PERUBAHAN PENGATURAN GUGATAN SEDERHANA PADA PERADILAN PERDATA BERDASARKAN PERMA NOMOR 4 TAHUN 2019
Abstract
Penelitian ini bertujuan untuk menganalisis pengaturan gugatan sederhana yang pertama kali diatur melalui PERMA No. 2/2015, kemudian dirubah melalui PERMA No. 4/2019. Penulis menggunakan metode hukum normatif (library research) secara deskriptif dengan pendekatan perundang-undangan (statute approach) dan pendekatan konseptual (conceptual approach). Hasil dari penelitian ini menunjukkan bahwa perubahan pengaturan ini betujuan mendorong pengimplementasian asas trilogi peradilan lebih optimal. Perubahan terhadap PERMA tentang Gugatan Sederhana, Pertama meningkatnya batasan terhadap nilai gugatan materiil yang dapat diselesaikan menggunakan mekanisme penyelesaian gugatan sederhana yakni paling banyak Rp. 500.000.000,00 (lima ratus juta rupiah). Nilai gugatan materiil sebelumnya maksimal hanya Rp. 200.000.000,00 (dua ratus juta rupiah), dalam praktiknya dinilai terlalu rendah dan tidak dapat mewakili representasi setiap wilayah di Indonesia berakibat pada banyaknya perkara yang tidak dapat diselesaikan dengan mekanime small claim court. Kedua, sebelumnya mengenai kedudukan hukum para pihak hanya dibatasi oleh syarat harus berada di wilayah yang sama, kemudian diperluas jangkauan pengadilan sehingga para pihak yang tidak berdudukan di wilayah yang sama diberikan kesempatan untuk menunjuk kuasa insidentil yang berada di wilayah sama dengan hukum Tergugat. Dalam hal ini adanya PERMA No. 3/2018 mempermudah para pihak dalam penggunaan layanan e-court. Ketiga, berkenaan dengan pemanggilan para pihak diatur lebih rinci dalam Perma yang baru mengenai keadaan tertentu hakim dapat memutus perkara secara verstek dan contradictoir serta upaya hukum yang dapat dilakukan para pihak apabila keberatan dengan putusan tersebut. Keempat, pengaturan mengenai penetapan Aanmaning oleh Ketua Pengadilan.
Kata Kunci: Gugatan Sederhana, Perubahan, Asas Trilogi Peradilan.

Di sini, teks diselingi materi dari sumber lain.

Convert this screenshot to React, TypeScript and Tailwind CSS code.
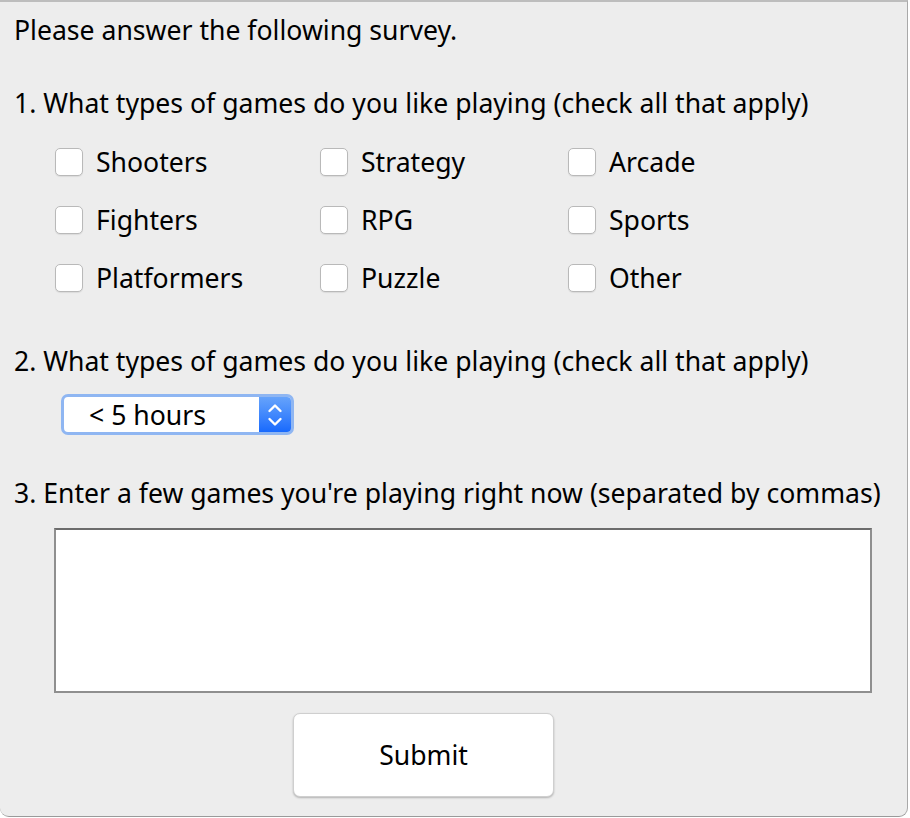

This study aims to analyze the arrangement of a simple lawsuit which was first regulated through PERMA No. 2/2015, then it changed by PERMA No. 4/2019. The author uses the library research descriptively with a statute approach and a conceptual approach. The results show the change in arrangements aims to encourage the implementation of trilogy of justice principle optimally. Changes to PERMA for Small Claims, First, there is the increasing cap on the amount of material litigation that can be settled for a maximum of Rp. 500,000,000.00 utilizing a straightforward lawsuit settlement process. The prior material lawsuit had a maximum value of Rp. 200,000,000.00 which was deemed too low in practice and could not adequately represent each region of Indonesia. As a result, there were several cases that could not be resolved by a small claims court. Second, the court broadened its jurisdiction so that the parties who were not in the same region as the parties were still considered to be parties under the law. The existence of PERMA No. 3/2018 facilitates the parties use of e-court services. Thirdly, more information is provided in the new Perma regarding the summons of the parties, including the remedies available to the parties in the event that they disagree with the judge's decision and the conditions under which the judge may determine the matter in a contrary and ambiguous manner. Fourth, the plan for the Chief Justice's decision about Aanmaning.
Keywords: Small Claim Court, Change, Principles of The Trilogy of Justice.